V Thu, Jul 28, 2022 at 06:31:55AM -0700, Neal Gompa napsal(a):
On Wed, Jul 27, 2022 at 2:05 PM Lennart Poettering
<mzerqung(a)0pointer.de> wrote:
>
> On Mi, 27.07.22 16:50, Chris Murphy (lists(a)colorremedies.com) wrote:
>
> > > I prefer no shim in my computers. I'm using systemd-boot signed by my
> > > own CA.
> >
> > That is not a generic solution we can ship in Fedora. Since each
> > distro ships their own shim, they'd each have to ship their own
> > signed fsfs in order to read the shared a non-FAT $BOOT. It's too
> > high a barrier to adoption.
>
> Something we could add relatively easily to sd-boot is that it could
> look for drivers to load in one of its own PE sections (let's say a
> new section ".drivers").
>
> Then Fedora could do something like this:
>
> 1. build ext4 efifs as UEFI PE binary (→ ext2_x64.efi)

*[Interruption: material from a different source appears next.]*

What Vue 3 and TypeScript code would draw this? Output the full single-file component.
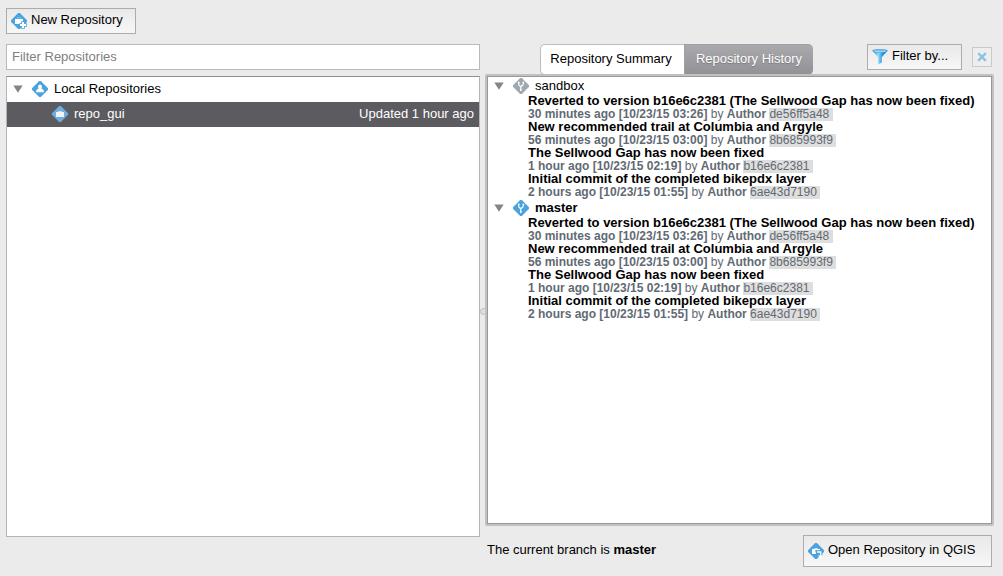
<script setup lang="ts">
interface Commit {
  id: string
  message: string
  age: string
  date: string
  author: string
}

interface Branch {
  name: string
  current: boolean
  commits: Commit[]
}

const commits: Commit[] = [
  { id: 'de56ff5a48', message: 'Reverted to version b16e6c2381 (The Sellwood Gap has now been fixed)', age: '30 minutes ago', date: '10/23/15 03:26', author: 'Author' },
  { id: '8b685993f9', message: 'New recommended trail at Columbia and Argyle', age: '56 minutes ago', date: '10/23/15 03:00', author: 'Author' },
  { id: 'b16e6c2381', message: 'The Sellwood Gap has now been fixed', age: '1 hour ago', date: '10/23/15 02:19', author: 'Author' },
  { id: '6ae43d7190', message: 'Initial commit of the completed bikepdx layer', age: '2 hours ago', date: '10/23/15 01:55', author: 'Author' },
]

const branches: Branch[] = [
  { name: 'sandbox', current: false, commits },
  { name: 'master', current: true, commits },
]
</script>

<template>
  <div class="window">
    <section class="left">
      <button class="btn new-btn">
        <svg class="icon" width="16" height="16" viewBox="0 0 16 16">
          <path class="blue" d="M6.4.7a2.2 2.2 0 0 1 3.2 0l5.7 5.7a2.2 2.2 0 0 1 0 3.2l-5.7 5.7a2.2 2.2 0 0 1-3.2 0L.7 9.6a2.2 2.2 0 0 1 0-3.2z" />
          <path d="M4 6h8v5H4z" fill="#fff" />
          <path d="M6 5.5V4.8h4v.7" fill="none" stroke="#8cc5eb" />
          <path d="M12 8.3v7.5M8.3 12h7.5" stroke="#4ba3de" stroke-width="3.6" />
          <path d="M12 9v6M9 12h6" stroke="#fff" stroke-width="2" />
        </svg>
        <span class="t-new">New Repository</span>
      </button>
      <input class="filter" type="text" placeholder="Filter Repositories" />
      <div class="tree">
        <div class="row">
          <svg class="arrow" width="10" height="8" viewBox="0 0 10 8"><path d="M.3.4h9.4L5 7.7z" /></svg>
          <svg class="icon" width="16" height="16" viewBox="0 0 16 16">
            <path class="blue" d="M6.4.7a2.2 2.2 0 0 1 3.2 0l5.7 5.7a2.2 2.2 0 0 1 0 3.2l-5.7 5.7a2.2 2.2 0 0 1-3.2 0L.7 9.6a2.2 2.2 0 0 1 0-3.2z" />
            <ellipse cx="8" cy="5.9" rx="1.9" ry="2.3" fill="#fff" />
            <path d="M4.2 11.2V9.8Q4.5 8.4 6.6 7.6h2.8q2.1.8 2.4 2.2v1.4z" fill="#fff" />
          </svg>
          <span class="t-local">Local Repositories</span>
        </div>
        <div class="row selected">
          <svg class="icon" width="16" height="16" viewBox="0 0 16 16">
            <path fill="#70ace0" d="M6.4.7a2.2 2.2 0 0 1 3.2 0l5.7 5.7a2.2 2.2 0 0 1 0 3.2l-5.7 5.7a2.2 2.2 0 0 1-3.2 0L.7 9.6a2.2 2.2 0 0 1 0-3.2z" />
            <path d="M4 6h8v5H4z" fill="#f3f3f5" />
            <path d="M6 5.5h4" stroke="#c3dbef" />
          </svg>
          <span class="t-repo">repo_gui</span>
          <span class="updated">Updated 1 hour ago</span>
        </div>
      </div>
    </section>

    <div class="splitter"><i></i></div>

    <section class="right">
      <div class="toolbar">
        <div class="tabs">
          <div class="tab first"><span class="t-sum">Repository Summary</span></div>
          <div class="tab active"><span class="t-his">Repository History</span></div>
        </div>
        <button class="btn filter-btn">
          <svg width="16" height="16" viewBox="0 0 16 16">
            <defs>
              <linearGradient id="funnel" x1="0" x2="1">
                <stop offset="0" stop-color="#2482d2" />
                <stop offset=".38" stop-color="#9bdcf7" />
                <stop offset=".65" stop-color="#2f98de" />
                <stop offset="1" stop-color="#1763ad" />
              </linearGradient>
            </defs>
            <path d="M.4 1.5 6.2 8.3v7.2l3.6-2V8.3l5.8-6.8z" fill="url(#funnel)" />
            <ellipse cx="8" cy="1.9" rx="7.5" ry="1.5" fill="#6fc0ea" stroke="#3c93d3" stroke-width=".6" />
            <path d="M2.6 2.2q5.4 1.5 10.8 0" stroke="#b9e6f8" fill="none" stroke-width=".8" />
          </svg>
          <span class="t-filter">Filter by...</span>
        </button>
        <button class="clear">
          <svg width="10" height="10" viewBox="0 0 10 10"><path d="m1.2 1.2 7.6 7.6M8.8 1.2 1.2 8.8" stroke="#90c3df" stroke-width="2.5" /></svg>
        </button>
      </div>

      <div class="history">
        <div class="history-inner">
          <div v-for="b in branches" :key="b.name" class="branch">
            <div class="branch-head">
              <svg class="arrow" width="10" height="8" viewBox="0 0 10 8"><path d="M.3.4h9.4L5 7.7z" /></svg>
              <svg class="icon" width="16" height="16" viewBox="0 0 16 16">
                <path :class="b.current ? 'blue' : 'grey'" d="M6.4.7a2.2 2.2 0 0 1 3.2 0l5.7 5.7a2.2 2.2 0 0 1 0 3.2l-5.7 5.7a2.2 2.2 0 0 1-3.2 0L.7 9.6a2.2 2.2 0 0 1 0-3.2z" />
                <path d="M5.7 4v2.2q0 1.6 2 2.2M10.4 4.2v1.4q0 1.8-2.6 3v4" fill="none" stroke="#fff" stroke-width="1.2" />
                <circle cx="5.7" cy="4.4" r=".9" fill="#fff" />
                <circle cx="10.4" cy="4.4" r=".9" fill="#fff" />
                <circle cx="7.8" cy="12" r=".9" fill="#fff" />
              </svg>
              <span class="branch-name" :class="{ current: b.current }">{{ b.name }}</span>
            </div>
            <div v-for="c in b.commits" :key="c.id" class="commit">
              <div class="message">{{ c.message }}</div>
              <div class="meta"><b>{{ c.age }} [{{ c.date }}]</b> by <b>{{ c.author }}</b> <span class="hash">{{ c.id }}&nbsp;</span></div>
            </div>
          </div>
        </div>
      </div>

      <div class="footer">
        <span class="status">The current branch is <b>master</b></span>
        <button class="btn open-btn">
          <svg class="icon" width="16" height="16" viewBox="0 0 16 16">
            <path class="blue" d="M6.4.7a2.2 2.2 0 0 1 3.2 0l5.7 5.7a2.2 2.2 0 0 1 0 3.2l-5.7 5.7a2.2 2.2 0 0 1-3.2 0L.7 9.6a2.2 2.2 0 0 1 0-3.2z" />
            <path d="M4 6h8v5H4z" fill="#fff" />
            <path d="M6 5.5h4" stroke="#b9dcf4" />
            <path d="M7 8h6.3v4" fill="none" stroke="#4ba3de" stroke-width="1" />
            <path d="M9.5 11V9h3.2v4.5" fill="none" stroke="#4ba3de" stroke-width="3.4" />
            <path d="M9 9h3.7v4.4M10.6 12.4l2.1 2.2 2.1-2.2" fill="none" stroke="#fff" stroke-width="1.3" />
          </svg>
          <span class="t-open">Open Repository in QGIS</span>
        </button>
      </div>
    </section>
  </div>
</template>

<style>
body {
  background: #ebebeb;
}
</style>

<style scoped>
* {
  box-sizing: border-box;
}
.window {
  width: 1003px;
  height: 576px;
  display: flex;
  padding-left: 6px;
  background: #ebebeb;
  overflow: hidden;
  font: 13px/16px "Liberation Sans", Arial, sans-serif;
  color: #000;
}
span {
  white-space: nowrap;
}
svg {
  flex: none;
  display: block;
}
.blue {
  fill: #4ba3de;
}
.grey {
  fill: #9fa8af;
}
.arrow {
  fill: #858585;
}
.left {
  width: 474px;
  padding-top: 8px;
  display: flex;
  flex-direction: column;
}
.btn {
  display: flex;
  align-items: center;
  border: 1px solid #acacac;
  background: linear-gradient(#e9e9e9, #f7f7f7);
  font: inherit;
  color: #000;
  padding: 0 0 0 4px;
}
.new-btn {
  width: 130px;
  height: 26px;
}
.new-btn span {
  margin: -2px 0 0 4px;
}
.filter {
  margin: 10px 0 6px;
  width: 474px;
  height: 26px;
  border: 1px solid #b9b9b9;
  background: #fff;
  padding: 0 5px 2px;
  font: inherit;
  outline: none;
}
.filter::placeholder {
  color: #808080;
  opacity: 1;
}
.tree {
  height: 461px;
  border: 1px solid #b4b4b4;
  border-top-color: #8e8e8e;
  background: #fff;
}
.row {
  height: 25px;
  display: flex;
  align-items: center;
  padding: 0 0 1px 6px;
}
.row .icon {
  margin-left: 9px;
}
.row span {
  margin: -1px 0 0 6px;
}
.row.selected {
  background: #5c5b5f;
  color: #fff;
  padding: 0 5px 1px 36px;
}
.row.selected .updated {
  margin-left: auto;
}
.splitter {
  width: 5px;
  padding-top: 308px;
}
.splitter i {
  display: block;
  width: 7px;
  height: 7px;
  border: 1px solid #bdbdbd;
  border-radius: 50%;
  background: #dfdfdf;
}
.right {
  width: 509px;
  padding-top: 44px;
}
.toolbar {
  height: 30px;
  padding-left: 55px;
  display: flex;
}
.tabs {
  display: flex;
  width: 273px;
  height: 31px;
}
.tab {
  display: flex;
  align-items: center;
  justify-content: center;
  width: 144px;
  background: #fff;
  border: 1px solid #bcbcbc;
  border-right: 0;
  border-radius: 5px 0 0 5px;
  padding-bottom: 1px;
}
.tab.first {
  padding-right: 3px;
}
.tab.active {
  width: 129px;
  background: linear-gradient(#aaa9ad, #929195);
  border-color: #a09fa3;
  border-radius: 0 5px 5px 0;
  color: #fff;
  text-shadow: 0 1px 1px #77767a;
}
.filter-btn {
  width: 95px;
  height: 26px;
  margin-left: 54px;
}
.filter-btn span {
  margin: -2px 0 0 4px;
}
.clear {
  width: 20px;
  height: 20px;
  margin: 3px 0 0 10px;
  padding: 0;
  display: flex;
  align-items: center;
  justify-content: center;
  border: 1px solid #cacaca;
  background: #eee;
}
.history {
  position: relative;
  height: 452px;
  border: 2px solid #c1c1c1;
  border-radius: 2px;
}
.history-inner {
  height: 448px;
  border: 1px solid #999;
  background: #fff;
}
.branch-head {
  height: 18px;
  display: flex;
  align-items: center;
  padding-left: 6px;
}
.branch-head .icon {
  margin-left: 9px;
}
.branch-name {
  margin-left: 6px;
}
.branch-name.current {
  font-weight: bold;
}
.commit {
  padding-left: 40px;
}
.message {
  height: 13px;
  line-height: 11px;
  font-weight: bold;
  white-space: nowrap;
}
.meta {
  height: 13px;
  font-size: 12px;
  line-height: 13px;
  color: #616a73;
  white-space: nowrap;
}
.hash {
  display: inline-block;
  height: 13px;
  background: #dedede;
}
.footer {
  display: flex;
  justify-content: space-between;
  padding: 9px 2px 0;
}
.status {
  line-height: 30px;
}
.open-btn {
  width: 189px;
  height: 32px;
}
.open-btn span {
  margin: -2px 0 0 4px;
}
</style>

> 2. build systemd-boot as UEFI PE binary (→ systemd-bootx64.efi)
> 3. use "objcopy --add-section .drivers=ext2_x64.efi
> systemd-bootx64.efi systemd-bootx64.withext4.efi" to embedd the ext4
> driver inside systemd-boot
> 4. sign the resulting systemd-bootx64.withext4.efi via shim/…
> 5. profitt! now you have an sd-boot binary that can do ext4. yay.
> 6. ask relevant other distros to do the same. They are probably in a
> very similar situation as fedora is, given they typically all use
> Grub right now.
>
This sounds pretty awesome, actually. I'd like to see that get implemented...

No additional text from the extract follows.